======== Data lines

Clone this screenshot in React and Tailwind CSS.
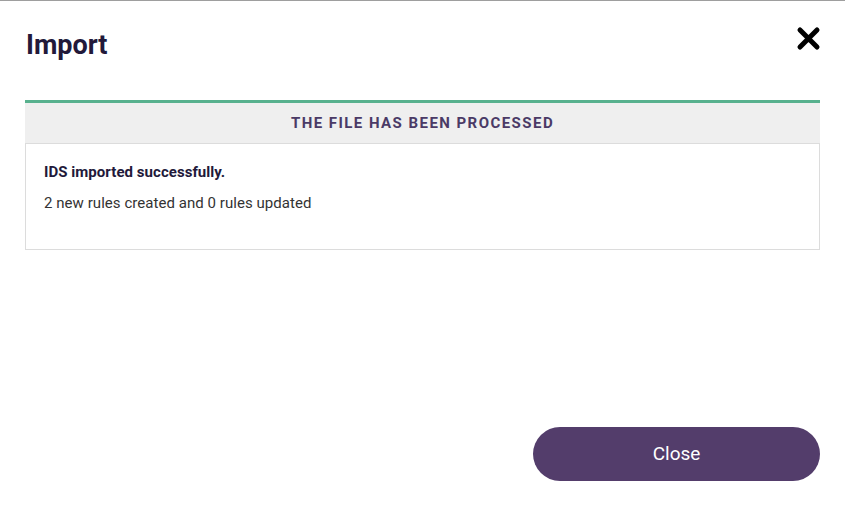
import React from 'react'

const App = () => {
    return (
        <div className="w-[845px] h-[505px] bg-white border-t border-[#9e9e9e] font-['Roboto',sans-serif] text-[#2a1f3d] flex flex-col px-[25px]">
            <div className="flex items-start justify-between pt-[27px]">
                <h1 className="text-[27px] font-bold leading-[34px] text-[#22193a] pl-[1px]">Import</h1>
                <button className="mt-[-2px] mr-[-1px]" aria-label="close">
                    <svg width="25" height="25" viewBox="0 0 25 25">
                        <path d="M4 4 L21 21 M21 4 L4 21" stroke="#000" strokeWidth="5" strokeLinecap="round" />
                    </svg>
                </button>
            </div>
            <div className="mt-[38px] border-t-[3px] border-[#58b18e]">
                <div className="bg-[#efefef] h-[40px] flex items-center justify-center">
                    <p className="text-[15px] font-bold tracking-[1.45px] text-[#4a3a66]">THE FILE HAS BEEN PROCESSED</p>
                </div>
                <div className="border border-[#dcdcdc] h-[107px] px-[18px] pt-[18px]">
                    <p className="text-[15px] font-bold text-[#22193a] leading-[20px] tracking-[0.05px]">IDS imported successfully.</p>
                    <p className="text-[15px] text-[#333] leading-[20px] mt-[11px] tracking-[0.05px]">2 new rules created and 0 rules updated</p>
                </div>
            </div>
            <div className="flex-1 flex items-end justify-end pb-[24px]">
                <button className="w-[287px] h-[54px] rounded-full bg-[#533d6b] text-white text-[19px]">Close</button>
            </div>
        </div>
    )
}

export default App
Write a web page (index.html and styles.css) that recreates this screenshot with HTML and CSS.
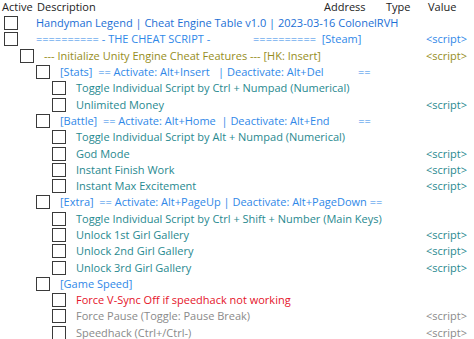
FILE: index.html
```html
<!DOCTYPE html>
<html lang="en">
<head>
    <meta charset="UTF-8">
    <title>Cheat Table</title>
    <link rel="stylesheet" href="styles.css">
</head>
<body>
    <div class="table">
        <div class="head">
            <span class="h-active">Active</span>
            <span class="h-desc">Description</span>
            <span class="h-addr">Address</span>
            <span class="h-type">Type</span>
            <span class="h-value">Value</span>
        </div>

        <div class="row lv1 title"><span class="box"></span><span class="desc">Handyman Legend | Cheat Engine Table v1.0 | 2023-03-16 ColonelRVH</span><span class="val"></span></div>
        <div class="row lv1 blue"><span class="box"></span><span class="desc">========== - THE CHEAT SCRIPT -               ==========  [Steam]</span><span class="val">&lt;script&gt;</span></div>
        <div class="row lv2 olive"><span class="box"></span><span class="desc">--- Initialize Unity Engine Cheat Features --- [HK: Insert]</span><span class="val">&lt;script&gt;</span></div>

        <div class="row lv3 blue"><span class="box"></span><span class="desc">[Stats]  == Activate: Alt+Insert   | Deactivate: Alt+Del            ==</span><span class="val"></span></div>
        <div class="row lv4 teal"><span class="box"></span><span class="desc">Toggle Individual Script by Ctrl + Numpad (Numerical)</span><span class="val"></span></div>
        <div class="row lv4 teal"><span class="box"></span><span class="desc">Unlimited Money</span><span class="val">&lt;script&gt;</span></div>

        <div class="row lv3 blue"><span class="box"></span><span class="desc">[Battle]  == Activate: Alt+Home  | Deactivate: Alt+End          ==</span><span class="val"></span></div>
        <div class="row lv4 teal"><span class="box"></span><span class="desc">Toggle Individual Script by Alt + Numpad (Numerical)</span><span class="val"></span></div>
        <div class="row lv4 teal"><span class="box"></span><span class="desc">God Mode</span><span class="val">&lt;script&gt;</span></div>
        <div class="row lv4 teal"><span class="box"></span><span class="desc">Instant Finish Work</span><span class="val">&lt;script&gt;</span></div>
        <div class="row lv4 teal"><span class="box"></span><span class="desc">Instant Max Excitement</span><span class="val">&lt;script&gt;</span></div>

        <div class="row lv3 blue"><span class="box"></span><span class="desc">[Extra]  == Activate: Alt+PageUp | Deactivate: Alt+PageDown ==</span><span class="val"></span></div>
        <div class="row lv4 teal"><span class="box"></span><span class="desc">Toggle Individual Script by Ctrl + Shift + Number (Main Keys)</span><span class="val"></span></div>
        <div class="row lv4 teal"><span class="box"></span><span class="desc">Unlock 1st Girl Gallery</span><span class="val">&lt;script&gt;</span></div>
        <div class="row lv4 teal"><span class="box"></span><span class="desc">Unlock 2nd Girl Gallery</span><span class="val">&lt;script&gt;</span></div>
        <div class="row lv4 teal"><span class="box"></span><span class="desc">Unlock 3rd Girl Gallery</span><span class="val">&lt;script&gt;</span></div>

        <div class="row lv3 blue"><span class="box"></span><span class="desc">[Game Speed]</span><span class="val"></span></div>
        <div class="row lv4 red"><span class="box"></span><span class="desc">Force V-Sync Off if speedhack not working</span><span class="val"></span></div>
        <div class="row lv4 grey"><span class="box"></span><span class="desc">Force Pause (Toggle: Pause Break)</span><span class="val">&lt;script&gt;</span></div>
        <div class="row lv4 grey"><span class="box"></span><span class="desc">Speedhack (Ctrl+/Ctrl-)</span><span class="val">&lt;script&gt;</span></div>
    </div>
</body>
</html>
```

FILE: styles.css
```css
body {
    margin: 0;
    background-color: #fff;
    font-family: "Open Sans", sans-serif;
    font-size: 11px;
    overflow: hidden;
}

.table {
    width: 474px;
}

.head {
    display: grid;
    grid-template-columns: 35px 287px 62px 42px 1fr;
    height: 15px;
    line-height: 13px;
    color: #222;
    padding-left: 2px;
}

.row {
    display: grid;
    grid-template-columns: 13px 1fr 48px;
    align-items: center;
    height: 16.3px;
    white-space: pre;
}

.box {
    width: 12px;
    height: 12px;
    border: 1px solid #3a3a3a;
    background-color: #fff;
}

.desc {
    min-width: 0;
    overflow: visible;
    padding-left: 11px;
    line-height: 16px;
}

.val {
    line-height: 16px;
}

.lv1 { padding-left: 4px; }
.lv1 .desc { padding-left: 19px; }
.lv2 { padding-left: 20px; }
.lv3 { padding-left: 36px; }
.lv4 { padding-left: 52px; }

.title { color: #1b6fd5; }
.blue { color: #3088e8; }
.olive { color: #968d1c; }
.teal { color: #28898f; }
.red { color: #e5142a; }
.grey { color: #8a8a8a; }
```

================

### Stated task
Give again exactly the lines running from the beginning of the material above through the line that contains "import React from 'react'", and leave out every picture.

### Finished task
Clone this screenshot in React and Tailwind CSS.
import React from 'react'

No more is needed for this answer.